The musical evening moved quickly from the beginning; when Litton strode onstage for the first time, he lifted his baton to begin an interpolated performance of “The Star-Spangled Banner” before even getting settled at the podium. The first piece on the printed program, Rachmaninoff’s “The Rock”, began barely a pause later. The restrained approach taken at the beginning gradually blossomed into an expressive bit of orchestral painting dotted with excellent performances from horn and flute.

Impressive variety was on display in the following work, Rachmaninoff’s “Rhapsody on a Theme of Paganini.” This piano concerto cum theme and variations is often muddled in performance due to the sheer variety of tempestuous music and shifting aesthetics; pianist Stephen Hough and Litton had no such problems, easily navigating through rippling passages and the kinetic strikes of several variations; oboist John Snow contributed a beautifully moving solo.
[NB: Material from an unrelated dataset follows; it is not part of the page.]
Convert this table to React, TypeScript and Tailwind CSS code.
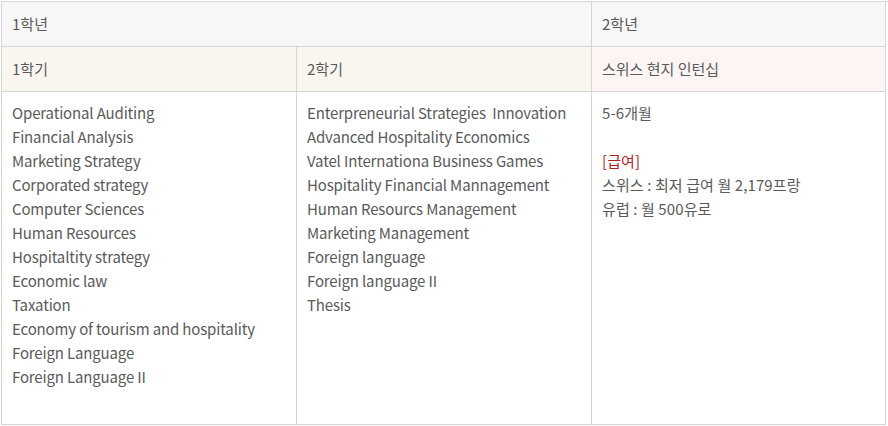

The two love song-like variations brought the hall to an impassioned silence, but the solo piano variation played by Hough as an encore provoked great verbal admiration during intermission.

The last element of the program was Prokofiev’s “Symphony No. 4 in C Major,” heard here in its second (1947) and expanded version. This work, as revised, lacks many of the rougher edges of the composer’s earlier period, missing the biting clashes of dissonance that had offended Soviet censors. It is in many ways a piece of speculative historical fiction by the composer, on what his work might have sounded if he had been writing in the late 19th century. This is not to say that it is bad, only that it is very different from most of Prokofiev’s other oeuvre, including its presentation of musical episodes. Litton seized these opportunities to deliciously tease out several sections, notably an intricately shaped passage in the second movement that dissolved into a spritely, dance-like interlude. By the fourth movement, he led the orchestra with a crisp bounce, bringing out different parts like free-spirited classmates trying to outdo each other with musical surges. Then the triumphant finale swept in and the hall dissolved into applause.